- DATASET CONTENT:
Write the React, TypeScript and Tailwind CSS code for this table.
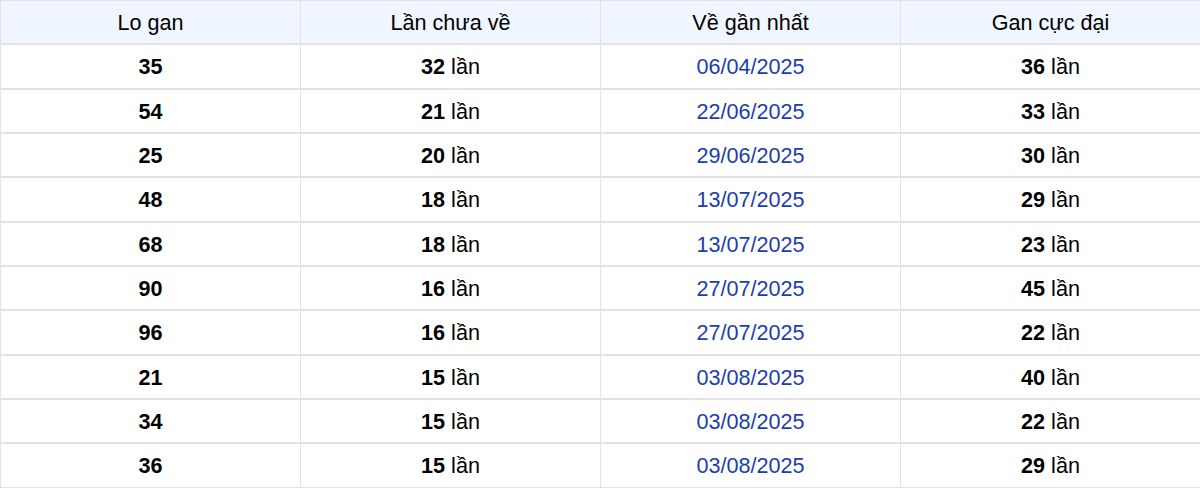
==
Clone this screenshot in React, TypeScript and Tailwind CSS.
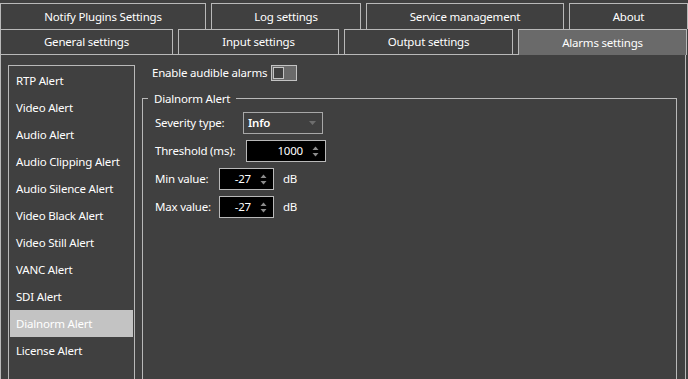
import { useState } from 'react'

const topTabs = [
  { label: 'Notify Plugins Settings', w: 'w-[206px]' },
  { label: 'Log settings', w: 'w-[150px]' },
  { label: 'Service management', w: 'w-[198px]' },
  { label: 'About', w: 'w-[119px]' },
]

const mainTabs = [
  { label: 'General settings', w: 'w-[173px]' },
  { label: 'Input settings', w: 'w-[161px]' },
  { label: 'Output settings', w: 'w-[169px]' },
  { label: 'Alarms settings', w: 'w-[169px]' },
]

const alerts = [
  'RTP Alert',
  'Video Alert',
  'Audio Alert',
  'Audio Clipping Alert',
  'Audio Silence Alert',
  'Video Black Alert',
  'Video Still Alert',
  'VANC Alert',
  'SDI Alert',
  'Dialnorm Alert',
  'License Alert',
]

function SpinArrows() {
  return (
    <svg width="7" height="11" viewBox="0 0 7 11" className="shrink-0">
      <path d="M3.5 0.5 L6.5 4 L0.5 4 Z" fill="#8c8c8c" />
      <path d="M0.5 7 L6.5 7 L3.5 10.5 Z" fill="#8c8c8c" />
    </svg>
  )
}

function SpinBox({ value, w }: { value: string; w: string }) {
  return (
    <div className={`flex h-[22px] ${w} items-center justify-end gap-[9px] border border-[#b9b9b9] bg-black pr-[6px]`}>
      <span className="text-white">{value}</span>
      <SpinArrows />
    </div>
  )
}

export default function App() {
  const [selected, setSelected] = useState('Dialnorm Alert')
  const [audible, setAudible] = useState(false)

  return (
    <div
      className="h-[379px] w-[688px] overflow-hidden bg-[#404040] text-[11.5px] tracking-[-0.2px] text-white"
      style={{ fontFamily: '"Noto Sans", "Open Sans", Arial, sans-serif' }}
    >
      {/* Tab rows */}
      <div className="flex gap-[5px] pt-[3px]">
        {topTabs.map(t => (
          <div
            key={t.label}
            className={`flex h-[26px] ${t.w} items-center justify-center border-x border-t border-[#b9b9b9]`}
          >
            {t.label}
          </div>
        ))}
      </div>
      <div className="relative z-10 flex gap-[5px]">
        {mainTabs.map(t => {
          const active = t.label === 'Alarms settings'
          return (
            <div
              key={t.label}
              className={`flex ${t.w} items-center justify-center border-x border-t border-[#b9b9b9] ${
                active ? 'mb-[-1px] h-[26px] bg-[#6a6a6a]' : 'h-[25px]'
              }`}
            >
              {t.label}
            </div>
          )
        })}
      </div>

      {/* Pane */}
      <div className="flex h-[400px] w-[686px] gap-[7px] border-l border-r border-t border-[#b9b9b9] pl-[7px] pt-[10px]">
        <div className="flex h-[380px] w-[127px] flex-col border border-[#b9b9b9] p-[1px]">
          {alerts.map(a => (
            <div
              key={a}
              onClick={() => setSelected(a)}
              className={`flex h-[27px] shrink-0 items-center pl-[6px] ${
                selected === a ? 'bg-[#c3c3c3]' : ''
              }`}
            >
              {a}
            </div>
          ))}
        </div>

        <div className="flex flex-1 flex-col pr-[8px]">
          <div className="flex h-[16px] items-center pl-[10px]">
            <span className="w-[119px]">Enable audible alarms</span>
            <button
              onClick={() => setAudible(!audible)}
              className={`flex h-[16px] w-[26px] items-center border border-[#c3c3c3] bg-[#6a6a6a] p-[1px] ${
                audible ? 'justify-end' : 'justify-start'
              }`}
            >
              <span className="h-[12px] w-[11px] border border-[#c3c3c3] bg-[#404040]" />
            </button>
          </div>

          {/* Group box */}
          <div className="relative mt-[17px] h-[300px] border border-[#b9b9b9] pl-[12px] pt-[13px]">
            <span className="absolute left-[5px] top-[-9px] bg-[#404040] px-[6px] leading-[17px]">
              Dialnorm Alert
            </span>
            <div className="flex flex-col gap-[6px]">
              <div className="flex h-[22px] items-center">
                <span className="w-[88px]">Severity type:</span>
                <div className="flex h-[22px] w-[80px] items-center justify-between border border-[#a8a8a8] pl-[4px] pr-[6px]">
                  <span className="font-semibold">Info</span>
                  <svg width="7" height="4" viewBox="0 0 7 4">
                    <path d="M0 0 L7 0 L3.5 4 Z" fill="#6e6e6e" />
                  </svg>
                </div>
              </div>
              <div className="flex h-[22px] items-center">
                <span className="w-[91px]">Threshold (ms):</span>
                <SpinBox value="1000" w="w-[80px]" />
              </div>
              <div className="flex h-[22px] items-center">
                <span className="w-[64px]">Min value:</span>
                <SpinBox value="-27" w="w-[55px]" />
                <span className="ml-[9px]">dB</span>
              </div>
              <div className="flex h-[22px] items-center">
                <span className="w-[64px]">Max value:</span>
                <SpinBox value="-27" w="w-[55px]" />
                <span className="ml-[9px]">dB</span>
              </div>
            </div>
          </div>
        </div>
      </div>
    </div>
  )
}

- GIVEN INSTRUCTION:
Your task is to retype exactly the lines from the one containing "Clone this screenshot" through the one containing "const [audible, setAudible]", leaving every picture out.

- COMPLETE OUTPUT:
Clone this screenshot in React, TypeScript and Tailwind CSS.
import { useState } from 'react'

const topTabs = [
  { label: 'Notify Plugins Settings', w: 'w-[206px]' },
  { label: 'Log settings', w: 'w-[150px]' },
  { label: 'Service management', w: 'w-[198px]' },
  { label: 'About', w: 'w-[119px]' },
]

const mainTabs = [
  { label: 'General settings', w: 'w-[173px]' },
  { label: 'Input settings', w: 'w-[161px]' },
  { label: 'Output settings', w: 'w-[169px]' },
  { label: 'Alarms settings', w: 'w-[169px]' },
]

const alerts = [
  'RTP Alert',
  'Video Alert',
  'Audio Alert',
  'Audio Clipping Alert',
  'Audio Silence Alert',
  'Video Black Alert',
  'Video Still Alert',
  'VANC Alert',
  'SDI Alert',
  'Dialnorm Alert',
  'License Alert',
]

function SpinArrows() {
  return (
    <svg width="7" height="11" viewBox="0 0 7 11" className="shrink-0">
      <path d="M3.5 0.5 L6.5 4 L0.5 4 Z" fill="#8c8c8c" />
      <path d="M0.5 7 L6.5 7 L3.5 10.5 Z" fill="#8c8c8c" />
    </svg>
  )
}

function SpinBox({ value, w }: { value: string; w: string }) {
  return (
    <div className={`flex h-[22px] ${w} items-center justify-end gap-[9px] border border-[#b9b9b9] bg-black pr-[6px]`}>
      <span className="text-white">{value}</span>
      <SpinArrows />
    </div>
  )
}

export default function App() {
  const [selected, setSelected] = useState('Dialnorm Alert')
  const [audible, setAudible] = useState(false)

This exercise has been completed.